My cousin is on a James Patterson rampage, and has been dragging me along, mostly willingly. I have had so many things going on my life recently, that a lightning fast mystery read is about all that I can handle. in fact, I think it is proving a bit therapeutic.
I can’t blame my multiple Pattersons completely on my cousin, however. His books are not just a quick read, but also mostly fun, whether written on his lonesome or with one of his many collaborators. I just finished two, The Beach House, from 2003, which he wrote with Peter de Jonge, and his first Alex Cross novel, Along Came a Spider, which he wrote in 1992. They are different in structure. The more recent collabo-Pattersons that I have read have a definite format: super-short, concise chapters, heavy on dialog, and usually with a page-turning thrill or cliffhanger. The Beach Housefollows this structure to the letter. While I didn’t always buy the convoluted action, particularly at the end of the book, I have to admit that the characters were compelling. The most interesting of the lot was actually the victim, Peter Mullen, who was sadly quickly introduced and then as quickly dispatched in the first few pages of the book. His brother Jack Mullen spends the rest of the book trying to unravel his brother’s life and death among the rich and kinky of Montauk. Peter’s life sounded fairly interesting, if a bit sordid, but The Beach House never really gives its readers enough information to care about its primary victim.
I never saw the film adaptation of Along Came A Spider, but I couldn’t help but picture a young Morgan Freeman in the role of Alex Cross, the tough-talking but tender-hearted D.C. detective and psychologist. The book, the first in his Alex Cross series, is a high-speed chase for a serial killer. Serial killers have become almost passé in books and film, but I will say that Patterson’s glimpses into the mind of his antagonist, Gary Soneji, are unsettling. And the fact that his preferred victims are children helps bring the creep meter up even more.

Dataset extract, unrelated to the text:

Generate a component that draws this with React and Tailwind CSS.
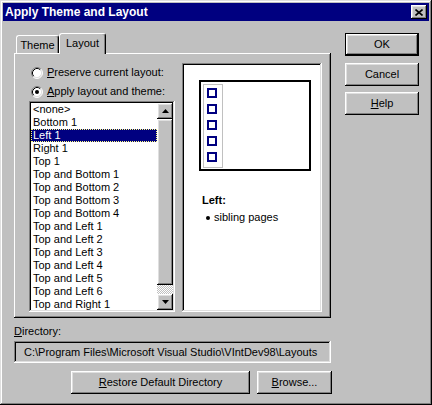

It was interesting racing around ’90s D.C. with Cross and his partner Sampson, too. Some things have changed, and many haven’t. There’s also a romance for Cross thrown in, with a Secret Service agent named Jezzie Flannagan. Some of those scenes were less convincing, espcially for this ex-D.C.-er – I don’t care what time of night or day it is, being able to speed around the Beltway at 100mph, on a super-fast motorcycle or not, seems frankly out of the realm of possibility. That quibble aside, I enjoyed the read and will no doubt check out Alex Cross and Patterson in future.
After reading a few of these co-authored books I had to look up how he runs his writing factory. It’s pretty interesting.